All the more pressing, then, is the need for immediate solutions. Speaking on a purely practical level, the issue can be boiled down to one of language; the language used by applicants to describe their skills and experience and the language used by employers and recruiters to define roles and ideal candidates, as well as with the training data used to educate ATS models. The goal must be to allow for flexibility and diversity in language patterns, which in turn would diversify the demographic of highly-scoring applicants selected by these systems.
For recruitment teams to achieve this, training examples (in this case, job descriptions) would have to be run through a natural language processor to produce a reasonable number of synonymous examples using a variety of words and speech patterns, before being fed into ATS. Tools such as Gender Decoder, which checks texts for linguistic gender coding, could also be used to neutralise the inequality. However, this would require a manual step in an otherwise fully automated process and, aside from being simply impractical, incorrectly places the burden of responsibility on the ATS user to mitigate the failings of its software.
These failings must instead be addressed at the source. Not only is it a question of integrating language neutralisers and decoders; training practices must also be questioned. For example, models with pre-defined ‘ideal candidate’ templates for specific roles are trained using data from historically successful applicants, a practice that operates as a self-perpetuating anti-diversity loop. Basing the hallmarks of success on historic examples ensures that hiring processes remain firmly stuck in the past, strengthening affinity bias and rejecting fresh perspectives by default.
Additionally, every ATS on the market–and there are many–has been trained and developed by a different team of individuals, each of which defines a different set of criteria to be sought out during the hiring process. These criteria can be hard-coded into the software in the form of fixed rules (e.g., higher scores for top universities) which apply to every role, vary from one ATS to the next, and act as a representation of what the developers themselves consider desirable in a candidate. Such practices create huge potential for built-in bias and enable each ATS company to have a direct effect on the outcome of their client’s hiring processes in a way that could easily become problematic. Risk areas such as these require developers to implement a rigourous system of checks and integrations designed to catch potential cracks through which bias might infiltrate the machine.

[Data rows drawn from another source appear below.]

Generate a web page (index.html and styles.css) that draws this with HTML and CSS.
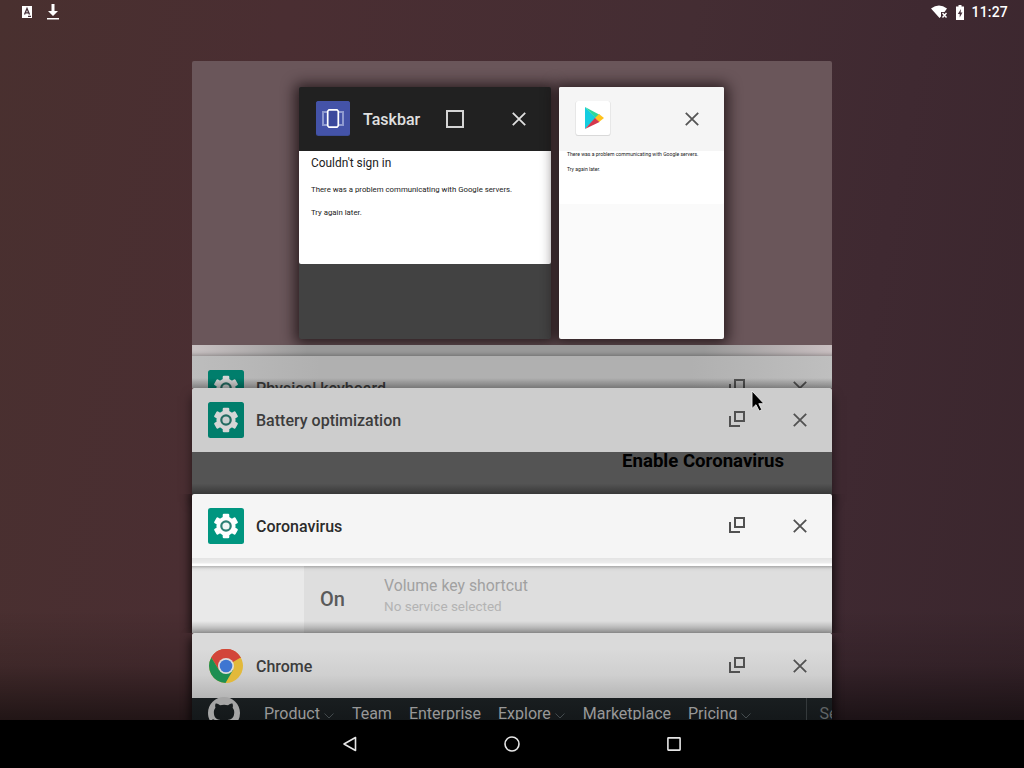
FILE: index.html
```
<!DOCTYPE html>
<html lang="en">
<head>
    <meta charset="UTF-8">
    <meta name="viewport" content="width=device-width, initial-scale=1.0">
    <title>Recent Apps</title>
    <link rel="stylesheet" href="styles.css">
</head>
<body>
    <svg class="sprite" width="0" height="0">
        <symbol id="settings" viewBox="0 0 36 36">
            <rect width="36" height="36" rx="2.5" fill="#009680"/>
            <g fill="#fff">
                <circle cx="18" cy="18" r="9.6"/>
                <rect x="14.700" y="5.700" width="6.600" height="24.600" rx="1.200"/>
                <rect x="14.700" y="5.700" width="6.600" height="24.600" rx="1.200" transform="rotate(60 18 18)"/>
                <rect x="14.700" y="5.700" width="6.600" height="24.600" rx="1.200" transform="rotate(120 18 18)"/>
            </g>
            <circle cx="18" cy="18" r="4.700" fill="#f0f7f6" stroke="#2c8075" stroke-width="2.200"/>
        </symbol>
        <symbol id="close" viewBox="0 0 14 14">
            <path d="M.8.8l12.4 12.4M13.2.8L.8 13.2" fill="none" stroke="currentColor" stroke-width="1.8"/>
        </symbol>
        <symbol id="resize" viewBox="0 0 16 16">
            <path d="M6 1h9v9H6zM1 5v10h10" fill="none" stroke="currentColor" stroke-width="2"/>
        </symbol>
        <symbol id="chevron" viewBox="0 0 10 6">
            <path d="M.5.5L5 5 9.500.5" fill="none" stroke="currentColor"/>
        </symbol>
    </svg>

    <header class="status-bar">
        <svg width="10" height="12" viewBox="0 0 10 12">
            <path fill="#fff" d="M0 0h10v12H0z"/>
            <path d="M2.500 8.500L5 2.500l2.500 6M3.300 6.800h3.400M6 10.300h3" fill="none" stroke="#46303a" stroke-width="1.300"/>
        </svg>
        <svg class="download" width="12" height="16" viewBox="0 0 12 16">
            <path fill="#fff" d="M4.500 0h3v7H11l-5 5-5-5h3.500zM0 14h12v1.500H0z"/>
        </svg>
        <svg class="wifi" width="18" height="14" viewBox="0 0 18 14">
            <path fill="#fff" d="M0 3.500Q8-2.500 16 3.500L13.500 7H10v4.500L8.500 13z"/>
            <path d="M11.500 8l4 4.500M15.500 8l-4 4.500" stroke="#fff" stroke-width="1.400"/>
        </svg>
        <svg width="8" height="15" viewBox="0 0 8 15">
            <path fill="#fff" d="M2.500 0h3v1.500H8V15H0V1.500h2.500z"/>
            <path fill="#46303a" d="M5 4L1.800 9h1.900v3.500L6.500 7.500H4.600z"/>
        </svg>
        <span class="clock">11:27</span>
    </header>

    <main class="recents">
        <section class="freeform">
            <article class="window window-dark">
                <div class="window-header">
                    <svg class="window-icon" viewBox="0 0 36 36">
                        <rect x="1" y="1" width="34" height="35" rx="2.500" fill="#3c4c96"/>
                        <rect x="1" y="1" width="34" height="34" rx="2.500" fill="#4453a8"/>
                        <path d="M12 12H8v13h4M24 12h4v13h-4" fill="none" stroke="#8f9bd0" stroke-width="2"/>
                        <path d="M14 9.800h8l1.300 1.500v14.400L22 27.200h-8l-1.300-1.500V11.300z" fill="#3b499c" stroke="#fff" stroke-width="1.700"/>
                    </svg>
                    <span class="window-title">Taskbar</span>
                    <span class="maximize"></span>
                    <svg class="close"><use href="#close"/></svg>
                </div>
                <div class="dialog">
                    <h2>Couldn't sign in</h2>
                    <p>There was a problem communicating with Google servers.</p>
                    <p>Try again later.</p>
                </div>
            </article>
            <article class="window window-light">
                <div class="window-header">
                    <svg class="window-icon" viewBox="0 0 36 36">
                        <rect x=".5" y="1" width="35" height="35" rx="2.500" fill="#d9d9d9"/>
                        <rect x="1" y="1" width="34" height="34" rx="2" fill="#fff"/>
                        <path fill="#14cde0" d="M10 7v22l11-11z"/>
                        <path fill="#2cd79b" d="M10 7l15 8-4 3.500z"/>
                        <path fill="#ffc21c" d="M24 14l5 4-5 4-4-4z"/>
                        <path fill="#d5384d" d="M10 29l10-11 4.500 4z"/>
                    </svg>
                    <svg class="close"><use href="#close"/></svg>
                </div>
                <div class="dialog dialog-small">
                    <p>There was a problem communicating with Google servers.</p>
                    <p>Try again later.</p>
                </div>
            </article>
        </section>

        <section class="task task-edge"></section>

        <section class="task task-keyboard">
            <div class="task-header">
                <svg class="task-icon"><use href="#settings"/></svg>
                <span class="task-title">Physical keyboard</span>
                <svg class="resize"><use href="#resize"/></svg>
                <svg class="close"><use href="#close"/></svg>
            </div>
        </section>

        <section class="task task-battery">
            <div class="task-header">
                <svg class="task-icon"><use href="#settings"/></svg>
                <span class="task-title">Battery optimization</span>
                <svg class="resize"><use href="#resize"/></svg>
                <svg class="close"><use href="#close"/></svg>
            </div>
            <div class="battery-body">Enable Coronavirus</div>
        </section>

        <section class="task task-corona">
            <div class="task-header">
                <svg class="task-icon"><use href="#settings"/></svg>
                <span class="task-title">Coronavirus</span>
                <svg class="resize"><use href="#resize"/></svg>
                <svg class="close"><use href="#close"/></svg>
            </div>
            <div class="corona-edge"></div>
            <div class="corona-body">
                <div class="side-panel"></div>
                <div class="state">On</div>
                <div class="setting">
                    <div class="setting-name">Volume key shortcut</div>
                    <div class="setting-value">No service selected</div>
                </div>
            </div>
        </section>

        <section class="task task-chrome">
            <div class="task-header">
                <svg class="task-icon" viewBox="0 0 36 36">
                    <circle cx="18" cy="18" r="17" fill="#e2b93b"/>
                    <path fill="#d2453a" d="M18 18L3.300 9.500A17 17 0 0 1 32.700 9.500z"/>
                    <path fill="#d2453a" d="M18 10h14.900A17 17 0 0 0 3.300 9.500L11 22z"/>
                    <path fill="#1e8f52" d="M3.300 9.500A17 17 0 0 0 17.500 35L25 22 18 18l-7 4z"/>
                    <circle cx="18" cy="18" r="8" fill="#dedede"/>
                    <circle cx="18" cy="18" r="6.300" fill="#3e76d1"/>
                </svg>
                <span class="task-title">Chrome</span>
                <svg class="resize"><use href="#resize"/></svg>
                <svg class="close"><use href="#close"/></svg>
            </div>
            <div class="site-nav">
                <svg class="octocat" viewBox="0 0 16 16">
                    <path fill="currentColor" d="M8 0C3.580 0 0 3.580 0 8c0 3.540 2.290 6.530 5.470 7.590.4.070.55-.17.55-.38 0-.19-.01-.82-.01-1.490-2.010.37-2.530-.49-2.690-.94-.09-.23-.48-.94-.82-1.130-.28-.15-.68-.52-.01-.53.63-.01 1.080.58 1.230.82.72 1.210 1.870.87 2.330.66.07-.52.28-.87.51-1.070-1.780-.2-3.640-.89-3.640-3.950 0-.87.31-1.590.82-2.150-.08-.2-.36-1.020.08-2.120 0 0 .67-.21 2.200.82.64-.18 1.320-.27 2-.27.68 0 1.360.09 2 .27 1.530-1.040 2.200-.82 2.200-.82.44 1.100.16 1.920.08 2.120.51.56.82 1.270.82 2.150 0 3.070-1.870 3.750-3.650 3.950.29.25.54.73.54 1.480 0 1.070-.01 1.930-.01 2.200 0 .21.15.46.55.38A8.013 8.013 0 0 0 16 8c0-4.420-3.580-8-8-8z"/>
                </svg>
                <span class="has-menu">Product <svg class="chevron"><use href="#chevron"/></svg></span>
                <span>Team</span>
                <span>Enterprise</span>
                <span class="has-menu">Explore <svg class="chevron"><use href="#chevron"/></svg></span>
                <span>Marketplace</span>
                <span class="has-menu">Pricing <svg class="chevron"><use href="#chevron"/></svg></span>
                <span class="search">Search</span>
            </div>
        </section>
    </main>

    <nav class="nav-bar">
        <svg width="16" height="16" viewBox="0 0 16 16"><path d="M13.500 1.500v13L2 8z" fill="none" stroke="#e6e6e6" stroke-width="1.600" stroke-linejoin="round"/></svg>
        <svg width="16" height="16" viewBox="0 0 16 16"><circle cx="8" cy="8" r="7" fill="none" stroke="#e6e6e6" stroke-width="1.600"/></svg>
        <svg width="16" height="16" viewBox="0 0 16 16"><rect x="1.900" y="1.900" width="12.200" height="12.200" rx=".5" fill="none" stroke="#e6e6e6" stroke-width="1.600"/></svg>
    </nav>

    <svg class="cursor" width="16" height="24" viewBox="0 0 16 24">
        <path d="M1 1v17.500l4-3.800 3.200 6.300 2.600-1.300-3-6H13z" fill="#000" stroke="#eee" stroke-width=".9"/>
    </svg>
</body>
</html>
```
FILE: styles.css
```
* {
    box-sizing: border-box;
}
body {
    margin: 0;
    width: 1024px;
    height: 768px;
    overflow: hidden;
    display: flex;
    flex-direction: column;
    font-family: Roboto, "Liberation Sans", sans-serif;
    background:
        linear-gradient(to bottom, transparent 610px, rgba(0,0,0,0.15) 665px, rgba(0,0,0,0.55) 720px),
        linear-gradient(100deg, #49302f 0%, #4a2e32 25%, #442d33 60%, #3f2931 80%, #3a262d 100%);
}
.sprite {
    position: absolute;
}
.status-bar {
    height: 24px;
    flex: none;
    display: flex;
    align-items: center;
    padding: 0 16px 0 22px;
    color: #fff;
}
.download {
    margin-left: 15px;
}
.wifi {
    margin-left: auto;
    margin-right: 7px;
}
.clock {
    margin-left: 7px;
    font-size: 14px;
    font-weight: 500;
    letter-spacing: 0.2px;
}

/* Stack of recent tasks */
.recents {
    width: 640px;
    height: 659px;
    margin: 37px auto 0;
    flex: none;
}
.freeform {
    height: 284px;
    padding: 26px 107px 0;
    display: flex;
    gap: 8px;
    border-radius: 2px 2px 0 0;
    background-color: #6a565a;
}
.window {
    height: 252px;
    position: relative;
    border-radius: 2px;
    box-shadow: 0 1px 14px 4px rgba(20,10,12,0.75);
}
.window-dark {
    width: 252px;
    background-color: #424242;
    color: #e0e0e0;
}
.window-light {
    width: 165px;
    background-color: #fafafa;
    color: #555;
}
.window-header {
    height: 64px;
    display: flex;
    align-items: center;
    padding: 0 25px 0 16px;
    border-radius: 2px 2px 0 0;
    background-color: #212121;
}
.window-light .window-header {
    background-color: #f5f5f5;
}
.window-icon {
    width: 36px;
    height: 36px;
    margin-bottom: 2px;
}
.window-title {
    width: 83px;
    margin-left: 12px;
    font-size: 16px;
    font-weight: 500;
}
.maximize {
    width: 18px;
    height: 18px;
    border: 2px solid #d4d4d4;
}
.close {
    width: 14px;
    height: 14px;
    margin-left: auto;
}
.dialog {
    height: 113px;
    padding: 5px 12px;
    border-radius: 0 0 2px 2px;
    background-color: #fff;
    color: #212121;
    white-space: nowrap;
}
.dialog h2 {
    margin: 0 0 14px;
    font-size: 11.9px;
    line-height: 14px;
    font-weight: 400;
}
.dialog p {
    margin: 0 0 11px;
    font-size: 7.8px;
    line-height: 12px;
}
.dialog-small {
    height: 53px;
    padding: 0 8px;
}
.dialog-small p {
    margin: 0 0 9px;
    font-size: 5.1px;
    line-height: 6px;
}

.task {
    position: relative;
    color: #515151;
}
.task-header {
    height: 64px;
    display: flex;
    align-items: center;
    padding: 0 25px 0 16px;
}
.task-icon {
    width: 36px;
    height: 36px;
}
.task-title {
    margin-left: 12px;
    font-size: 16px;
    font-weight: 500;
    color: #3c3c3c;
}
.resize {
    width: 16px;
    height: 16px;
    margin-left: auto;
    margin-right: 48px;
    position: relative;
    top: -1px;
}
.task .close {
    margin-left: 0;
}
.task-edge {
    height: 11px;
    background: linear-gradient(to right, #c9c2c3, #999 18%, #999 80%, #c9bfc1);
    box-shadow: inset 0 -4px 4px -3px rgba(0,0,0,0.3);
}
.task-keyboard {
    height: 32px;
    overflow: hidden;
    background: linear-gradient(to right, #bdbdbd, #b0b0b0 20%, #b0b0b0 78%, #bfbfbf);
}
.task-keyboard .task-icon,
.task-battery .task-icon {
    filter: brightness(0.84);
}
.task-keyboard::after {
    content: "";
    position: absolute;
    inset: 22px 0 0;
    background: linear-gradient(to bottom, transparent, rgba(0,0,0,0.3));
}
.task-battery {
    box-shadow: 0 8px 10px rgba(0,0,0,0.5);
}
.task-battery .task-header {
    background-color: #cdcdcd;
    border-radius: 2px 2px 0 0;
}
.battery-body {
    height: 42px;
    padding-right: 48px;
    background: linear-gradient(to bottom, #545454 75%, #383838);
    color: #000;
    font-size: 18.6px;
    line-height: 18px;
    font-weight: 700;
    text-align: right;
}
.task-corona {
    background-color: #f5f5f5;
    border-radius: 2px 2px 0 0;
    box-shadow: 0 0 10px 2px rgba(0,0,0,0.7);
    clip-path: inset(0 -20px);
}
.task-corona .task-title {
    color: #2b2b2b;
}
.corona-edge {
    height: 8px;
    background: linear-gradient(to bottom, #e3e3e3, #ededed 5px, #fff 6px);
}
.corona-body {
    height: 67px;
    display: flex;
    position: relative;
    background: linear-gradient(to bottom, #aaa, #d8d8d8 3px, #dedede 6px, #dedede);
}
.corona-body::after {
    content: "";
    position: absolute;
    inset: 55px 0 0;
    background: linear-gradient(to bottom, transparent, rgba(0,0,0,0.3));
}
.side-panel {
    width: 112px;
    background: linear-gradient(to bottom, #b5b5b5, #e2e2e2 3px, #e9e9e9 6px, #e9e9e9);
}
.state {
    width: 80px;
    padding: 21px 0 0 16px;
    font-size: 20px;
    line-height: 24px;
    font-weight: 500;
    color: #5a5a5a;
}
.setting-name {
    margin-top: 10px;
    font-size: 15.8px;
    line-height: 20px;
    color: #a1a1a1;
}
.setting-value {
    font-size: 13.5px;
    line-height: 20px;
    color: #b3b3b3;
}
.task-chrome {
    height: 87px;
    overflow: hidden;
    border-radius: 2px 2px 0 0;
    box-shadow: 0 6px 10px 2px rgba(0,0,0,0.7);
}
.task-chrome .task-header {
    height: 65px;
    padding-bottom: 1px;
    padding-top: 2px;
    background: linear-gradient(to bottom, #dadada 25%, #cfcfcf 65%, #b5b5b5);
}
.site-nav {
    height: 22px;
    display: flex;
    padding-left: 16px;
    background: linear-gradient(to bottom, #191e20, #14181a);
    color: #989898;
    font-size: 16px;
    line-height: 31px;
    white-space: nowrap;
}
.site-nav span {
    flex: none;
    margin-right: 17px;
}
.site-nav .has-menu {
    margin-right: 18px;
}
.octocat {
    flex: none;
    width: 32px;
    height: 32px;
    margin: -1px 24px 0 0;
    color: #a5a5a5;
}
.chevron {
    width: 10px;
    height: 6px;
    color: #434a4d;
}
.site-nav .search {
    height: 22px;
    margin: 0 0 0 37px;
    padding-left: 12px;
    border-left: 1px solid #34393b;
    color: #606466;
}

.nav-bar {
    height: 48px;
    flex: none;
    position: relative;
    display: flex;
    align-items: center;
    justify-content: center;
    gap: 146px;
    background-color: #000;
}
.cursor {
    position: absolute;
    left: 751px;
    top: 390px;
}
```
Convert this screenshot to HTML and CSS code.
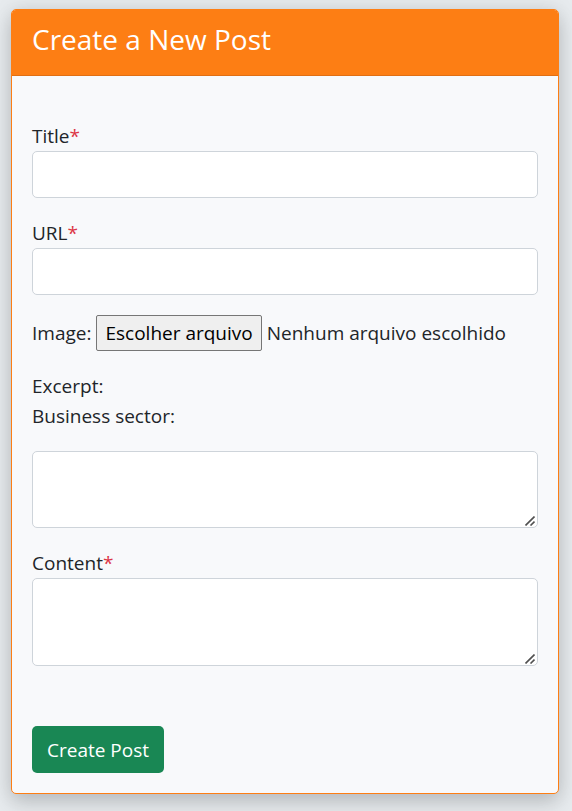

To ensure that this powerful technology continues to help rather than hinder our society, work must be done by policy makers, industry leaders and developers alike to ensure we are using it responsibly. It’s naive to assume that Artificial Intelligence is a catch-all solution for the fallibility of the human experience. Machine Learning models do not simply materialise through divine manifestation: they are built and trained by human scientists, people with their own deeply held beliefs and opinions that cannot fail to affect their work. As Josh Feast so succinctly puts it: ‘Any examination of bias in AI needs to recognise the fact that these biases mainly stem from humans’ inherent biases. The models and systems we create and train are a reflection of ourselves.’